A copy of this work printed on vellum, and preserved in the Morgan Library & Museum, contains a particularly spectacular tromp l'oeil frontispiece in volume one by Girolamo da Cremona and his assistants. Girolamo was a manuscript illuminator who worked first in the North Italian courts of Ferrara and Mantua, then in Siena and Florence. By the 1470s he worked in Venice, primarily illuminating frontispieces for deluxe copies of printed books. These miniatures are known for their playful and extravagant trompe-l'oeil conceits. In Girolamo's frontispiece for volume one the vellum of the page appears to have been torn away to reveal Aristotle conversing with a turbaned figure, possibly the commentator Averroes. A Latin inscription beneath the text on this opening page states "Ulmer Aristotilem Petrus produxeat orbi" (Petrus Ulmer brought this Aristotle to the world.) Some scholars have identified Ulmer as Peter Ugelheimer, a Frankfurt merchant resident in Venice who owned some shares in Nicolas Jenson's printing shop, and sold Jenson's fonts to Torresani. Other magnificent vellum copies of books printed by Jenson and illustrated for Ugelheimer are preserved in Gotha.
"It is unsurprising that one of the most illusionistically complex images of the late fifteenth century, the frontispiece for an edition of Aristotle’s Works probably owned by Peter Ugelheimer and painted by Girolamo da Cremona, should accompany a written discussion of cognition. Framing the beginning of the first chapter of Aristotle’s Physics, the miniaturist has constructed a remarkably multilayered image, incorporating the text block itself into an elaborate illusionistic game. Similar to Aristotle’s text, the image invokes several orders of observation interacting within a cohesive whole. On a primary level, the surface of the folio acts as an unframed two-dimensional support, explicitly emphasizing the terms of the illusion while challenging the notion, first codified by Leon Battista Alberti about half a century earlier, of the pictorial field as a finite, unified space within a framed window. Inside the three-dimensional world of the painted page, mounted clusters of jewels, pearls, and antique cameos hanging by red strings before the surface of the parchment, casting an ethereal blue shadow upon it. These objects are nearest to the viewer, their weight and precarious placement made apparent by the tears in the parchment they seem to have produced. Receding further back, the parchment itself constitutes a second visual layer. Girolamo’s skillful shading has given it the appearance of an extensively torn sheet of vellum that curls toward the viewer. Significantly, the physical corners of the page, too, are integrated into the illusion; the central text block does not simply float in three-dimensional space but is connected to the seemingly dog-eared edges of the page. This aspect further problematizes the convention of the pictureplane as an unruptured space and is perhaps the most original device employed by the illuminator. Visible through the lacerations in the vellum, an entirely separate scene takes place; in an antiquizing border-like space, the confines of which are hard to judge, playful satyrs and fawns jostle in front of what appears to be an ornately sculpted antique monument. Finally, in the upper area of the page yet another seemingly unconnected andspatially ambiguous event is depicted — Aristotle’s disputation with Averroës.

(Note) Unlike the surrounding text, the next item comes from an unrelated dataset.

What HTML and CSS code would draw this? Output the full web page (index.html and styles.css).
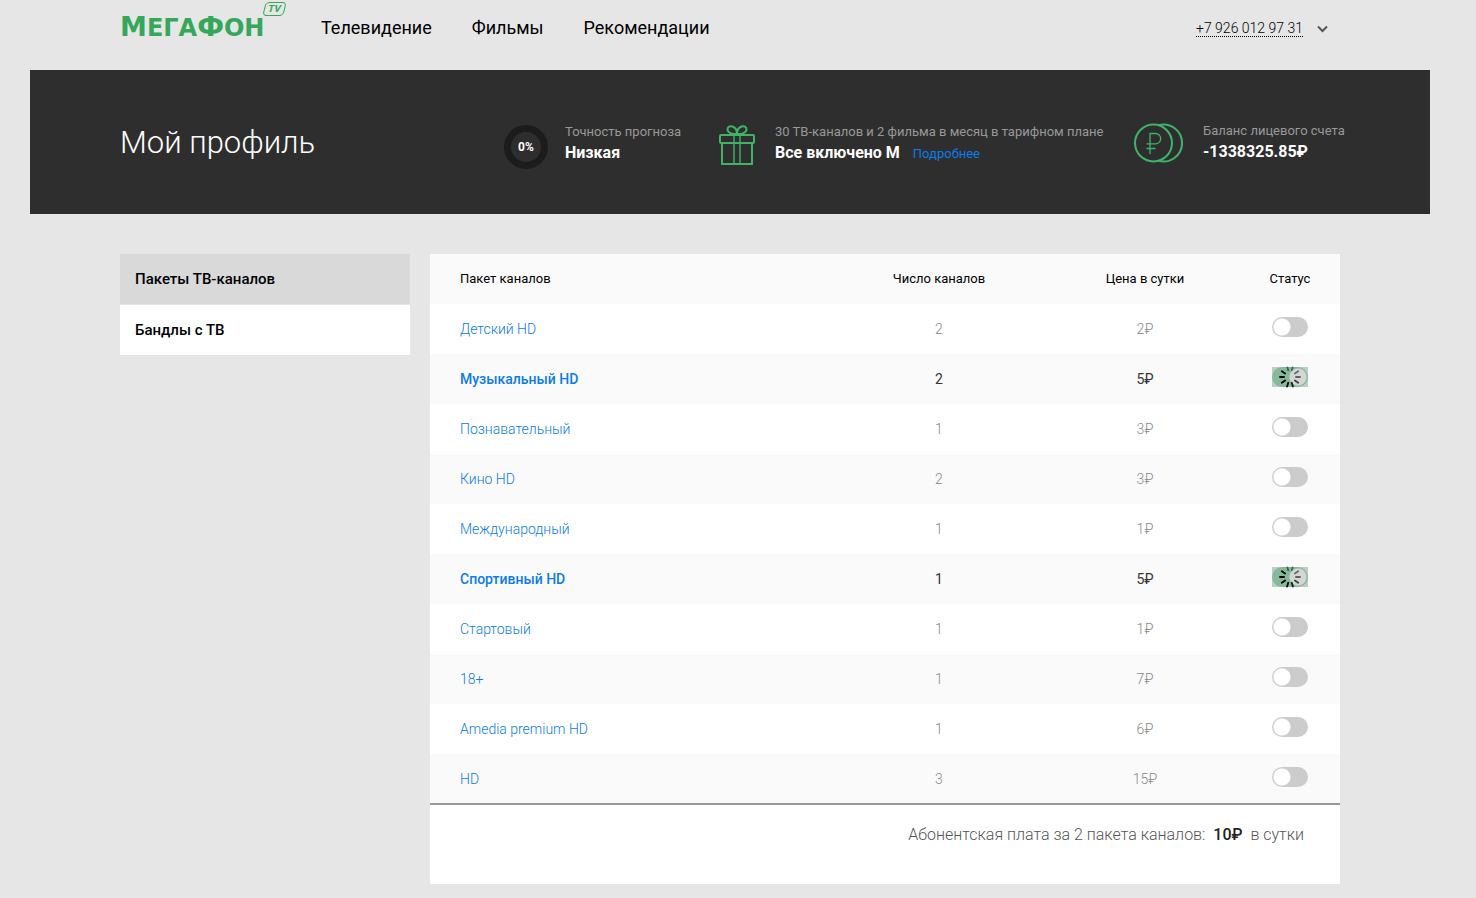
FILE: index.html
```html
<!DOCTYPE html>
<html lang="ru">
<head>
<meta charset="utf-8">
<meta name="viewport" content="width=device-width, initial-scale=1">
<title>Мой профиль</title>
<link rel="stylesheet" href="styles.css">
</head>
<body>
<svg class="sprite" aria-hidden="true">
  <symbol id="spinner" viewBox="0 0 22 22">
    <g stroke="#000" stroke-width="1.8" stroke-linecap="round">
      <path d="M11 4V1" transform="rotate(15 11 11)" opacity=".45"/>
      <path d="M11 5V1" transform="rotate(55 11 11)" opacity=".5"/>
      <path d="M11 5V1" transform="rotate(90 11 11)" opacity=".55"/>
      <path d="M11 5V1" transform="rotate(125 11 11)" opacity=".7"/>
      <path d="M11 5V1" transform="rotate(163 11 11)" opacity=".85"/>
      <path d="M11 5V1" transform="rotate(197 11 11)"/>
      <path d="M11 5V1" transform="rotate(235 11 11)"/>
      <path d="M11 5V1" transform="rotate(270 11 11)"/>
      <path d="M11 5V1" transform="rotate(305 11 11)"/>
      <path d="M11 4V1" transform="rotate(345 11 11)" opacity=".5"/>
    </g>
  </symbol>
</svg>
<header class="header wrap">
  <a class="logo" href="#" aria-label="МегаФон TV"><span class="logo-name">М<small>ЕГА</small>Ф<small>ОН</small></span><span class="logo-tv">TV</span></a>
  <nav class="nav">
    <a href="#">Телевидение</a>
    <a href="#">Фильмы</a>
    <a href="#">Рекомендации</a>
  </nav>
  <button class="account" type="button"><span class="phone">+7 926 012 97 31</span>
    <svg width="11" height="8" viewBox="0 0 11 8" fill="none" stroke="#555" stroke-width="2"><path d="M1 1.5 5.5 6 10 1.5"/></svg>
  </button>
</header>

<section class="banner">
  <div class="wrap banner-grid">
    <h1>Мой профиль</h1>
    <div class="stat">
      <div class="ring">0%</div>
      <div><p class="caption">Точность прогноза</p><p class="value">Низкая</p></div>
    </div>
    <div class="stat">
      <svg width="36" height="42" viewBox="0 0 36 42" fill="none" stroke="#3fb469" stroke-width="2">
        <rect x="1" y="11" width="34" height="8" rx="1"/>
        <path d="M3 19v21h30V19"/>
        <path d="M15 11v29M21 11v29" stroke-width="1.4"/>
        <path d="M18 10C13 10.500 8.500 8.500 8.500 5.500 8.500 3 11 1.500 13.500 2.500 16.500 3.500 18 7 18 10zM18 10C23 10.500 27.500 8.500 27.500 5.500 27.500 3 25 1.500 22.500 2.500 19.500 3.500 18 7 18 10z"/>
      </svg>
      <div><p class="caption">30 ТВ-каналов и 2 фильма в месяц в тарифном плане</p><p class="value">Все включено М<a href="#">Подробнее</a></p></div>
    </div>
    <div class="stat balance">
      <svg width="49" height="40" viewBox="0 0 49 40" fill="none" stroke="#3fb469" stroke-width="2">
        <circle cx="19.500" cy="20" r="18.500"/>
        <path d="M24.500 2.200A18.500 18.500 0 1 1 24.500 37.800"/>
        <path d="M16 31V10.500h5.500a5.200 5.200 0 0 1 0 10.400H12.500M12.500 25.500H21.500" stroke-width="1.300"/>
      </svg>
      <div><p class="caption">Баланс лицевого счета</p><p class="value">-1338325.85₽</p></div>
    </div>
  </div>
</section>

<main class="wrap content">
  <nav class="side">
    <a class="current" href="#">Пакеты ТВ-каналов</a>
    <a href="#">Бандлы с ТВ</a>
  </nav>
  <section class="panel">
    <table>
      <colgroup><col><col class="c-count"><col class="c-price"><col class="c-status"></colgroup>
      <thead><tr><th>Пакет каналов</th><th>Число каналов</th><th>Цена в сутки</th><th>Статус</th></tr></thead>
      <tbody>
        <tr><td><a href="#">Детский HD</a></td><td>2</td><td>2₽</td><td><input class="toggle" type="checkbox" aria-label="Детский HD"></td></tr>
        <tr class="on"><td><a href="#">Музыкальный HD</a></td><td>2</td><td>5₽</td><td><span class="busy"><input class="toggle" type="checkbox" checked aria-label="Музыкальный HD"><svg><use href="#spinner"/></svg></span></td></tr>
        <tr><td><a href="#">Познавательный</a></td><td>1</td><td>3₽</td><td><input class="toggle" type="checkbox" aria-label="Познавательный"></td></tr>
        <tr><td><a href="#">Кино HD</a></td><td>2</td><td>3₽</td><td><input class="toggle" type="checkbox" aria-label="Кино HD"></td></tr>
        <tr><td><a href="#">Международный</a></td><td>1</td><td>1₽</td><td><input class="toggle" type="checkbox" aria-label="Международный"></td></tr>
        <tr class="on"><td><a href="#">Спортивный HD</a></td><td>1</td><td>5₽</td><td><span class="busy"><input class="toggle" type="checkbox" checked aria-label="Спортивный HD"><svg><use href="#spinner"/></svg></span></td></tr>
        <tr><td><a href="#">Стартовый</a></td><td>1</td><td>1₽</td><td><input class="toggle" type="checkbox" aria-label="Стартовый"></td></tr>
        <tr><td><a href="#">18+</a></td><td>1</td><td>7₽</td><td><input class="toggle" type="checkbox" aria-label="18+"></td></tr>
        <tr><td><a href="#">Amedia premium HD</a></td><td>1</td><td>6₽</td><td><input class="toggle" type="checkbox" aria-label="Amedia premium HD"></td></tr>
        <tr><td><a href="#">HD</a></td><td>3</td><td>15₽</td><td><input class="toggle" type="checkbox" aria-label="HD"></td></tr>
      </tbody>
    </table>
    <p class="total">Абонентская плата за 2 пакета каналов: <strong>10₽</strong> в сутки</p>
  </section>
</main>
</body>
</html>
```
FILE: styles.css
```css
* { box-sizing: border-box; }
body {
  margin: 0;
  padding: 0 46px 14px 30px;
  background: #e6e6e6;
  color: #000;
  font: 14px/20px Roboto, "Noto Sans", sans-serif;
}
a { color: #0c7ce8; text-decoration: none; }
p, h1 { margin: 0; }
.sprite { position: absolute; width: 0; height: 0; }
.wrap { max-width: 1220px; margin: 0 auto; }

.header { display: flex; align-items: flex-start; height: 70px; }
.logo { display: flex; color: #35a75b; width: 201px; }
.logo-name { font: bold 27px/30px "DejaVu Sans", sans-serif; padding-top: 12px; }
.logo-name small { font-size: 24px; }
.logo-tv {
  align-self: flex-start;
  margin-top: 2px;
  width: 21px;
  border: 1px solid #35a75b;
  border-radius: 4px;
  font: bold 10px/12px Roboto, sans-serif;
  text-align: center;
  transform: skewX(-14deg);
}
.nav { display: flex; gap: 40px; flex: 1; padding-top: 16px; }
.nav a { color: #000; font-size: 18px; line-height: 24px; }
.account {
  display: flex;
  align-items: center;
  gap: 14px;
  margin: 20px 12px 0 0;
  padding: 0;
  border: 0;
  background: none;
  font: 300 14px/16px Roboto, sans-serif;
  color: #000;
}
.phone { border-bottom: 1px dotted #000; }

.banner { max-width: 1400px; margin: 0 auto; padding: 50px 0 45px; background: #2e2e2e; color: #fff; }
.banner-grid { display: grid; grid-template-columns: 1fr 172px 372px 206px; column-gap: 43px; }
h1 { font-size: 31px; line-height: 46px; font-weight: 300; white-space: nowrap; }
.stat { display: flex; align-items: flex-start; gap: 20px; white-space: nowrap; padding-top: 2px; }
.stat > svg { flex: none; margin-top: 2px; }
.balance { padding-top: 1px; }
.ring {
  flex: none;
  width: 44px;
  height: 44px;
  margin: 3px -3px 0 0;
  border: 7px solid #1c1c1c;
  border-radius: 50%;
  font-size: 12px;
  line-height: 30px;
  font-weight: bold;
  text-align: center;
}
.caption { color: #999; font-size: 13px; line-height: 20px; }
.value { font-size: 16px; line-height: 22px; font-weight: bold; }
.value a { margin-left: 13px; font-size: 13px; font-weight: 400; }

.content { display: flex; align-items: flex-start; gap: 20px; margin-top: 40px; }
.side { display: grid; row-gap: 1px; flex: 0 0 290px; }
.side a { padding: 15px; background: #fff; color: #000; font-size: 15px; font-weight: 500; }
.side .current { background: #d9d9d9; }

.panel { flex: 1; min-width: 0; background: #fff; }
table { width: 100%; table-layout: fixed; border-collapse: collapse; border-bottom: 2px solid #999; }
.c-count { width: 222px; }
.c-price { width: 190px; }
.c-status { width: 100px; }
tr:nth-child(even), thead tr { background: #fafafa; }
th, td { height: 50px; padding: 0; text-align: center; color: #888; font-weight: 300; }
th { color: #000; font-size: 13px; font-weight: 400; }
th:first-child, td:first-child { padding-left: 30px; text-align: left; }
.on td { color: #333; font-weight: 400; }
.on a { font-weight: 500; }
td:last-child { padding-bottom: 4px; }
.toggle {
  appearance: none;
  display: block;
  width: 36px;
  height: 20px;
  margin: 0 auto;
  border-radius: 10px;
  background: radial-gradient(circle at 10px 10px, #fff 8px, #ccc 9px);
}
.busy { display: block; position: relative; width: 36px; margin: 0 auto; background: #bccfc4; }
.busy .toggle { background: radial-gradient(circle at 26px 10px, #d3d6d4 8px, #86b99b 9px); }
.busy svg { position: absolute; left: 7px; top: -1px; width: 22px; height: 22px; }
.total { padding: 20px 36px 39px; color: #555; font-size: 16px; font-weight: 300; text-align: right; }
.total strong { margin: 0 4px; color: #222; font-weight: 500; }
```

"These pictorial layers, their distance relative to the viewer, and their progression from literal presence (the clusters of jewels) to imaginary presence (the temporally impossible encounter between Aristotle and Averroës) parallel themes present in the introductory chapter of the Physics. According to Aristotle’s text, the study of nature must proceed along a path that moves from ‘concrete and particular’ things immediately cognizable to more ‘abstract and general’ ideas that can be derived from analysis of the former. Likewise, the beholder of this particular frontispiece must move from the immediate sensory tactility of precious stones and metalwork, through the semantic understanding of the text itself, toward a visualization of the text’s argumentative content, in this case represented by a conversation between its author and chief commentator. The frontispiece thus provides a visually appealing, accessible, and conceptually apt ‘concrete whole,’ a prolegomenon for a dense and difficult Aristotelian text that proceeds by the very method the philosopher recommends. Although the variety of visual and epistemological themes that condense in this frontispiece is unprecedented, its imagery does not simply constitute a unique pictorial gloss of Aristotle’s text by means of a particularly erudite miniature painter. Girolamo, who at this point had already been active for three decades, was making use of a visual device that had been employed by other book illuminators numerous times before and in a variety of circumstances. Namely, he undertook to reconcile the visual role of the patently two-dimensional text block (which in practice was nearly always written or printed before any illustration occurred) with a lavishly painted, illusionistically convincing scene. Responding to the inquisitive nature of the text he was asked to illustrate, Girolamo pushed several of the solutions derived by his predecessors to the point of rupture, where the illusionism of the composition collapses in on itself and raises more questions about the nature of representation than it answers" (Herman, "
Excavating the page: virtuosity and illusionism in Italian book illumination, 1460-1520", Word & Image, 27:2, 190-211, quoting from p. 190).
The frontispiece for volume two of the Morgan Library copy of the Torresani Aristotle was also illuminated by Girolamo da Cremona together with Antonio Maria da Villafora, and Benedetto Bardon. An excellent reproduction of this and the frontispiece for volume one appear in Walther & Wolf, Codices illustres. The world's most famous illuminated manuscripts (2005) 386-7.
This splendid set was formerly in the library of Bertram Ashburnham, 4th Earl of Ashburnham, after which it was acquired by Henry Yates Thompson, who sold it in 1919 to J. P. "Jack" Morgan, Jr. .
The Incunabula Short Title Catalogue reference for this edition is ISTC No. ia00962000. The only copies printed on vellum mentioned in the census published there seem to be those at the Morgan and at the Bibliothèque nationale de France.